Comparisons are odious.
*
“And then you take the middle brush — or the small one if you want — dip it in some yellow paint, and it’s time for the gym class stroke again,” the instructor says. He turns back to the canvas, swirling the yellow paint onto what is shaping up to be the sun.
“At least it’s not the bock stroke again,” I mutter. “I’m all bocked out.”
I don’t know if Justin and Eva can hear me, but the guy sitting next to me smirks. He’s a stranger on a date and has come to my rescue once already when I dropped my brush on the floor. He picked it up and pointed out that my floor length coat was fanning out behind me in a way that basically turned it into an area rug for people shuffling through the bar.

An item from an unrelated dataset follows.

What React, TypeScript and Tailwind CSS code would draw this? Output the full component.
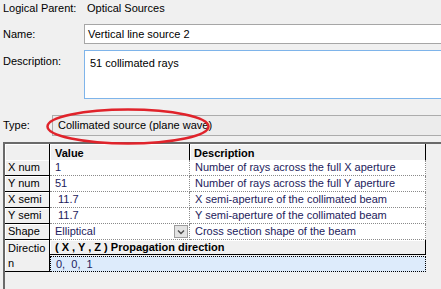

I sip my pinot as a quick escape. And realize with a sudden panic that I’ve forgotten the instructions that the teacher has just given.
“What color paint did he say?” I ask.
My companions answer.
“Which brush?”
Again, they chime in with what I should be retaining but am not. My focus keeps getting thrown. The paint won’t cooperate. The deeper dark water of my river ends up somehow looking more rough and more dramatic than intended. My sky colors seem uneven. I learn later that I’m not adding enough water to the canvas as I’m going along and it’s drying up. Oops.
But in the moment, I attack the canvas again and again. “I’m a hard bocker,” I joke. “Bocking all the time. Bock and roll baby.” It’s a bad joke that I make multiple times. Never quite sure if anyone has heard me or I even want them to.
The bock stroke is called that because it’s a motion like a chicken pecking. _Bock, bock, bock. _The quick semi-stab that Bob Ross would use to make his leafy trees. I bock hundreds of times for my pines.
My final product is somewhat tortured. I can see the mistakes. The crudeness. But I snap a photo to send to my friends, who text back that I did great and “your trees are so gooood.”
I take a look at Justin and Eva’s paintings, and they’re so different than mine. Much more sophisticated to my eyes.
The paint is beautifully even on Eva’s. It looks professional. The color of her grass is the most vibrant green, and the way her river curves around the bend is gorgeous. Her water is perfectly shaded.
Justin’s trees are amazing. I compliment him on a cluster of branches on one of the larger trees and he laughs. He tells me that was a part where he struggled. He looks at it and sees a mistake.
And I have the same thing happen to me when a stranger happens upon my painting and compliments me on my moon. The moon that was a fucking disaster. When I bocked it with red paint as the instructor said, I’d ended up not with a “moon made of cheese” look — but something that looked infected. I’d pecked at my moon like a chicken until it caught chicken pox. Or broke out in zits.
While everyone else was finishing up other parts of their portraits, I’d grabbed the water and blended my moon until it looked somewhat more natural. A smeared look at first but eventually a nice yellow-orange and a texture I was satisfied with.
A near crisis I averted is now the most notable thing about the painting.
As we stand there talking about our paintings with other students and each other, it becomes evident that everyone’s blind to what’s beautiful about their paintings. Fixated on the flaws. The parts that were hard when we did it. And we can’t help but compare the highs of other people’s paintings with what we think (wrongly) are the lows of our own.
It’s not helpful, yet we still do it. Same old story, different setting.
I stand back watching it unfold before me, the self-criticism and unexpected compliments, and even though I can see the flaws in my own painting, I smile, feeling a sense of peace I haven’t felt in a very long time.